Recognising that she is autistic coincided with coming out as trans. “I see neurodivergence very much connected to queerness,” she explains. “Both have to do with deviance.” Recent research suggests that a higher percentage of autistic people identify as queer than the general population, as autistic people rely less on social norms, thus, are more open about their sexual orientation or gender identity.


“When I played Cyberpunk 2077, I locked myself in my room for an entire week. It penetrated every facet of my life for a while,” Valentine explains how she got absorbed by a videogame in which human lives are transformed by cybernetics, exploring the boundary between a human and a machine. “I liked the prospect of transcending what we often think are unmalleable and unquestionable boundaries of what it is to be human.”
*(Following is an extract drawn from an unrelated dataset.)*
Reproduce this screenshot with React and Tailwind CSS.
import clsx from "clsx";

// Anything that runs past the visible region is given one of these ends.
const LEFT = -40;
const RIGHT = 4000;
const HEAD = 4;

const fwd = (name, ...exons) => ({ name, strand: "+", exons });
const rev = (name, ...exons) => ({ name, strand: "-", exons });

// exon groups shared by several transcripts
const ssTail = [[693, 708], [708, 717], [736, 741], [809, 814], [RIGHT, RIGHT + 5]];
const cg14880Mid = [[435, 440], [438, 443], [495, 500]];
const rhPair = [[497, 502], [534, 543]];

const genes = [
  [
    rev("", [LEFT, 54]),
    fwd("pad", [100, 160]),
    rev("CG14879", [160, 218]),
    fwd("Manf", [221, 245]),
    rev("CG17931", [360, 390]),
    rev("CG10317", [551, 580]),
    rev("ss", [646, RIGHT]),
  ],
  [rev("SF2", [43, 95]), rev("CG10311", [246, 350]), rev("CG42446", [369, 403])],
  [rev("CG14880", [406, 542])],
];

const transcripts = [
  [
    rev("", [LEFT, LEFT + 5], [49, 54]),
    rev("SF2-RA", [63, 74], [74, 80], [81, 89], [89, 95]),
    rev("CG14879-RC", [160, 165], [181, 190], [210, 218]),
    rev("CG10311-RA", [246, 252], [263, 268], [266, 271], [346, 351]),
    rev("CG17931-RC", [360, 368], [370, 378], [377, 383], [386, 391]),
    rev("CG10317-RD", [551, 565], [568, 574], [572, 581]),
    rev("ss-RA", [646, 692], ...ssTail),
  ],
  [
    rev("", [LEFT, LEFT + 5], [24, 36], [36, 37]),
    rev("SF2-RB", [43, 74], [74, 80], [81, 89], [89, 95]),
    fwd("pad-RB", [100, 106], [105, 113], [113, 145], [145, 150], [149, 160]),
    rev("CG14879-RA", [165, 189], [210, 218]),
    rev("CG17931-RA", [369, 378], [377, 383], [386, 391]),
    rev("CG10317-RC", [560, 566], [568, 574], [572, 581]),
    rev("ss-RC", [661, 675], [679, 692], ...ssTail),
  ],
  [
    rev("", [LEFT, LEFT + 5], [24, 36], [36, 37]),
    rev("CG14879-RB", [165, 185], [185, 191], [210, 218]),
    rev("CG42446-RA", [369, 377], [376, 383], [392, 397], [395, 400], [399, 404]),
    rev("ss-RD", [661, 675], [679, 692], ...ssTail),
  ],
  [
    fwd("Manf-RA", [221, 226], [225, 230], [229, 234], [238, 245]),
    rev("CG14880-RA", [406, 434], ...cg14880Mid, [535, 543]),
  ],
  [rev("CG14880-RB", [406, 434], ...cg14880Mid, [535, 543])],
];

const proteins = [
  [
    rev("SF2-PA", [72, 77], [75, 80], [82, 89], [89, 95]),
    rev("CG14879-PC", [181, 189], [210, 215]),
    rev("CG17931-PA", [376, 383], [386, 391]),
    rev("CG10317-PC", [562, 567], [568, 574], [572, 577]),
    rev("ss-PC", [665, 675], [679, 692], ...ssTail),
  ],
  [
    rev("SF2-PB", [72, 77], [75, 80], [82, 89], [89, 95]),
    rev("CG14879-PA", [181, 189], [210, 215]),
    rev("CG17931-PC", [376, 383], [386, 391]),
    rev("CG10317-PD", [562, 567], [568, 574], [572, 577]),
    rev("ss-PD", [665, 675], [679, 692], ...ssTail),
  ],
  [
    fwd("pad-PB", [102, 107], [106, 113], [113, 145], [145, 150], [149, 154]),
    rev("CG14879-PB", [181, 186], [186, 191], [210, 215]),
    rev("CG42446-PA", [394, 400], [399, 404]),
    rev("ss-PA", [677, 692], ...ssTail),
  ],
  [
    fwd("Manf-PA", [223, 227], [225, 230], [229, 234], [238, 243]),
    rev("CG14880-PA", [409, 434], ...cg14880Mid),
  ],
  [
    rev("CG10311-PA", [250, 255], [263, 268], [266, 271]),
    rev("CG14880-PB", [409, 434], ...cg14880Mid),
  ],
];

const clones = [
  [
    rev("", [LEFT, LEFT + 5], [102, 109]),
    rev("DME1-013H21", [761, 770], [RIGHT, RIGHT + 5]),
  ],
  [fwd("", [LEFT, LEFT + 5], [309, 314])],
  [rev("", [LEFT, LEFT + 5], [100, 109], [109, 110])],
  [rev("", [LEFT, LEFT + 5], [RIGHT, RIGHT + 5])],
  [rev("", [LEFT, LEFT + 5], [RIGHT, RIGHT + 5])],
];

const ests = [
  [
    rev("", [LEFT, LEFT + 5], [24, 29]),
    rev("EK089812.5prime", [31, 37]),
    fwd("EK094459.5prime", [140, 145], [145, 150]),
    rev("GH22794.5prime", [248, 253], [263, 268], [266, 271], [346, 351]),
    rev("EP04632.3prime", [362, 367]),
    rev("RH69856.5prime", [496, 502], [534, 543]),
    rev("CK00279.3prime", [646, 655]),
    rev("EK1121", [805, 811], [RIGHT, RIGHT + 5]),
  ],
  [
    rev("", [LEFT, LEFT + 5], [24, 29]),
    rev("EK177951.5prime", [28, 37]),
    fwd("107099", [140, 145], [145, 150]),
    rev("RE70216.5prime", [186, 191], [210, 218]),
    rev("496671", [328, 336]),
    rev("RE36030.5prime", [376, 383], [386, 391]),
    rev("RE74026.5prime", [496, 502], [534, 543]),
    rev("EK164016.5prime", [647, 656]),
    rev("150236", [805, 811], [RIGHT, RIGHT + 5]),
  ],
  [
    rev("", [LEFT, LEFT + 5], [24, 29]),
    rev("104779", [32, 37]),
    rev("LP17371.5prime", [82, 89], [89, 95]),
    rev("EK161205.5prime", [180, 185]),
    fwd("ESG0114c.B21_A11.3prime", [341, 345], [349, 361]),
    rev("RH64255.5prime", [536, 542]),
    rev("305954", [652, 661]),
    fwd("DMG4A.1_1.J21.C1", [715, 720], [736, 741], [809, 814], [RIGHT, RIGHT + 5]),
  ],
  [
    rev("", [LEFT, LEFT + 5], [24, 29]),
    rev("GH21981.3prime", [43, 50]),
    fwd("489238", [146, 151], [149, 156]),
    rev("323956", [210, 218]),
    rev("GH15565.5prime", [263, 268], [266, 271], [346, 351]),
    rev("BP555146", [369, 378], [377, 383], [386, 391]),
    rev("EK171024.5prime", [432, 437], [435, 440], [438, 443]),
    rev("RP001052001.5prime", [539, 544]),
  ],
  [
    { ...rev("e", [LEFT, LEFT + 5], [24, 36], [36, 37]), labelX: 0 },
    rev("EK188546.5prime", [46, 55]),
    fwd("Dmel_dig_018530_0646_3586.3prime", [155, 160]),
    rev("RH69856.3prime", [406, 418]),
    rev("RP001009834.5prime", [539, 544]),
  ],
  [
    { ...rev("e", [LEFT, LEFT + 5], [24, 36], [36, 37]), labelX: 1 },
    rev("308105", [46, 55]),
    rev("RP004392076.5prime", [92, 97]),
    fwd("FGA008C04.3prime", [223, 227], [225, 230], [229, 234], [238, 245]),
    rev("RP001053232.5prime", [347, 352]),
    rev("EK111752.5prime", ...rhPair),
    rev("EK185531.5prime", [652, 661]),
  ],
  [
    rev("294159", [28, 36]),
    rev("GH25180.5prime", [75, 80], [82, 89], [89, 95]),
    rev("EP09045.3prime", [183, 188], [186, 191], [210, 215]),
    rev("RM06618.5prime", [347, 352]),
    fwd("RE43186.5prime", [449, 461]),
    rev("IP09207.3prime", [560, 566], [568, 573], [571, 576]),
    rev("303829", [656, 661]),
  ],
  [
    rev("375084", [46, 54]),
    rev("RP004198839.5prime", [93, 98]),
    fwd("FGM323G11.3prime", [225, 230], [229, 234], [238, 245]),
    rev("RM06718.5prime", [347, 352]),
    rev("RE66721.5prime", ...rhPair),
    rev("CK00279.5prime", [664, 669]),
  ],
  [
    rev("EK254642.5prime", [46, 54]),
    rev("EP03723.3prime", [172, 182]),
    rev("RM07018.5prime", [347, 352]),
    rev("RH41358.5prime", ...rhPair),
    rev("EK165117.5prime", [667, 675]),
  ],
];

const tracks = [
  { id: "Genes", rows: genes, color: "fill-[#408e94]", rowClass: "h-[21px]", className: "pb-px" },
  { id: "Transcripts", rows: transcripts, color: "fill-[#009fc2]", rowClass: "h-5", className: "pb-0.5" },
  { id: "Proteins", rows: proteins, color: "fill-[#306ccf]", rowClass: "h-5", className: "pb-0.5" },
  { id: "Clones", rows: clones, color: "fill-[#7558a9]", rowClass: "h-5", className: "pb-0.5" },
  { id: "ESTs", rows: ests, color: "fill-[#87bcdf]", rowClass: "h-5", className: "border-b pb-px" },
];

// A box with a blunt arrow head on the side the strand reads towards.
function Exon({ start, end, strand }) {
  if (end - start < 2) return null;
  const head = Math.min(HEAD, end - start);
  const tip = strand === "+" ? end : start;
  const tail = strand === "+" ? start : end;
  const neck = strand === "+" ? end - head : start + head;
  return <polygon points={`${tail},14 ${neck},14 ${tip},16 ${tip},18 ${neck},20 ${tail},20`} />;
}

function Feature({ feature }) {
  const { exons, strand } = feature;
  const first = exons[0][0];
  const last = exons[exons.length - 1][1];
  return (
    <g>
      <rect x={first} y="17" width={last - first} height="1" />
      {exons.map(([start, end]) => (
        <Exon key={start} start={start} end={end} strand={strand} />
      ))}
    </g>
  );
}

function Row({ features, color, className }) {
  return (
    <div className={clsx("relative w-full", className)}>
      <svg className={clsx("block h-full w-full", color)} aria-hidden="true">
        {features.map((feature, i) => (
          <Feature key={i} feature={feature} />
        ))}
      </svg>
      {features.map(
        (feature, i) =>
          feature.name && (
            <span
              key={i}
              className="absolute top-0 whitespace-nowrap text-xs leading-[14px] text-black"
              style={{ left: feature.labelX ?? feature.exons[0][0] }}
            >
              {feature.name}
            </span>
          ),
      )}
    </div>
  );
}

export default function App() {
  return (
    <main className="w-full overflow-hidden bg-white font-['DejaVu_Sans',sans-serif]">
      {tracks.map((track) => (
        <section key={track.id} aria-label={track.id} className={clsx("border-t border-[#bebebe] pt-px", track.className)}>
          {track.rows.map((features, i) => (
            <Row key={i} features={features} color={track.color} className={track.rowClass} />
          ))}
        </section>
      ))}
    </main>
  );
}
The idea of transhumanism was appealing to Valentine also because of her own transness. However, the intersection of her autism with queerness is the reason why she never sought an official diagnosis. “I am glad that I never got a formalized diagnosis for autism, because I just don’t see any benefits to it,” she argues.

Valentine playing Cyberpunk 2077: “I structured my whole life around it - I started listening to music and reading literature that made me feel transhuman.” Ⓒ Veronika Bajnoková

Diagnosis can be a blessing and a burden


When Valentine first realized she might be autistic, she took standardized tests online and brought the results to her therapist. “They weren’t very receptive, even though the results indicated a significant chance that I would be diagnosed with autism,” she argues. “And all they said was ‘Yeah, maybe you have autism, maybe you don’t.”
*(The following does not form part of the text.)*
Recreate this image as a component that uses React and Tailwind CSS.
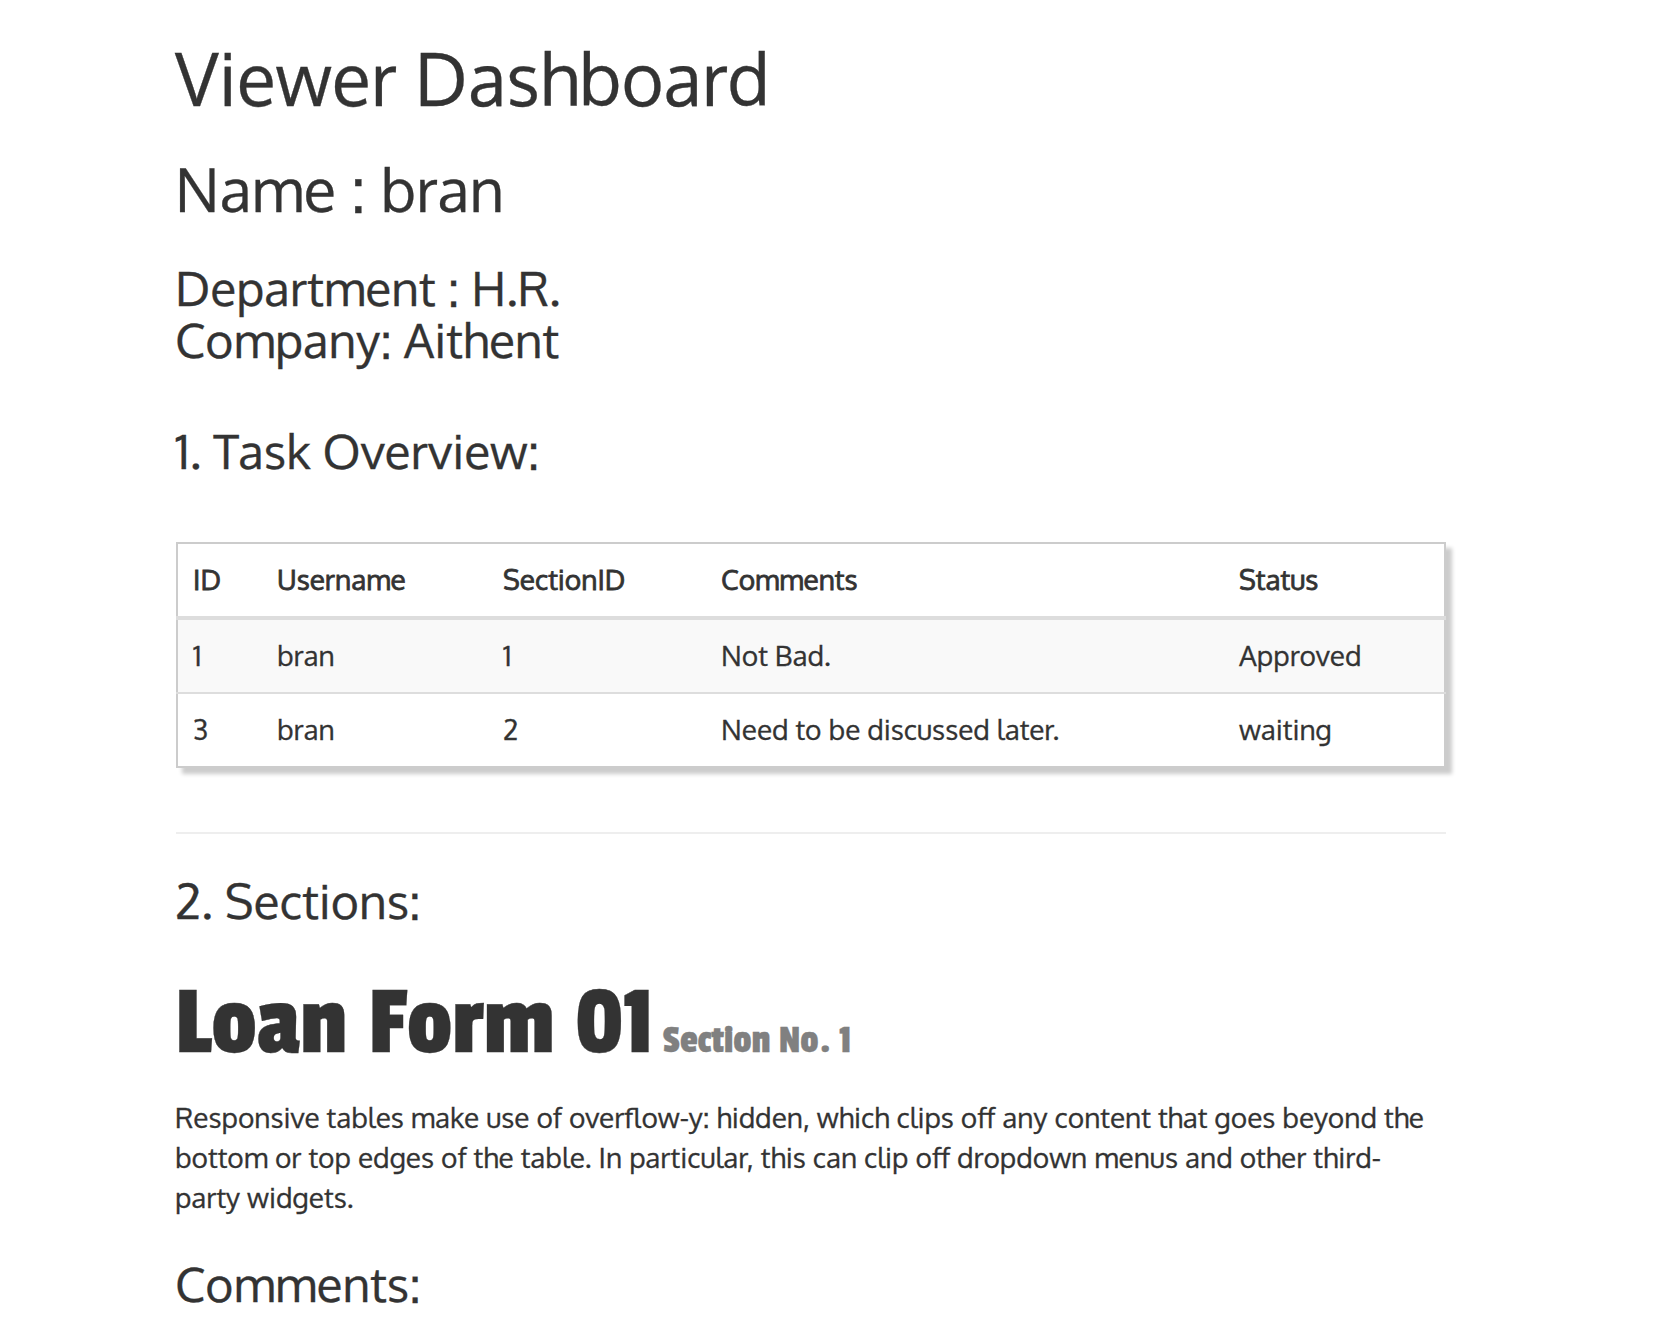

After that, she never brought it up with her therapist again. “Queerness has always been pathologized by psychoanalysis,” Valentine says that official autism diagnosis could be an obstacle to receiving proper queer healthcare. “For people diagnosed with mental illnesses or neurological disorders, accessing gender-affirming healthcare is way harder.”


“I am glad that I never got a formalized diagnosis for autism, because I just don’t see any benefits to it.”

A study conducted last year was the first one to ever document the hardships of autistic queers trying to access gender identity healthcare. For many transgender and non-binary people, it is not uncommon to be told that those diagnosed as autistic are unable to know their own gender identity. 


Dorothy’s autism also intersects with her queerness, she says: “I don’t comprehend social structures and cues. The idea of man and woman is just very foreign.” But she still wants to have children in the future, which presents different complications for her than for Valentine. “The therapist here in the Netherlands implied I shouldn’t have children because autism is hereditary.”


“The therapist here in the Netherlands implied I shouldn’t have children because autism is hereditary.”

This was the very opposite of what Dorothy wanted to hear. “I don’t think I’m going to get anywhere with this guy,” she sighs with disappointment. But if she wants to get a doctor who can help her navigate through life with autism, she needs to get a recommendation from this therapist first. “Maybe I will figure out in my therapy journey that I am not meant to be a parent. But I won't know unless I try. It's important for me to at least try.”



*Name Valentine is a pseudonym. The interviewee requested anonymity on the account of personal security as hate crimes against transgender people are on the rise.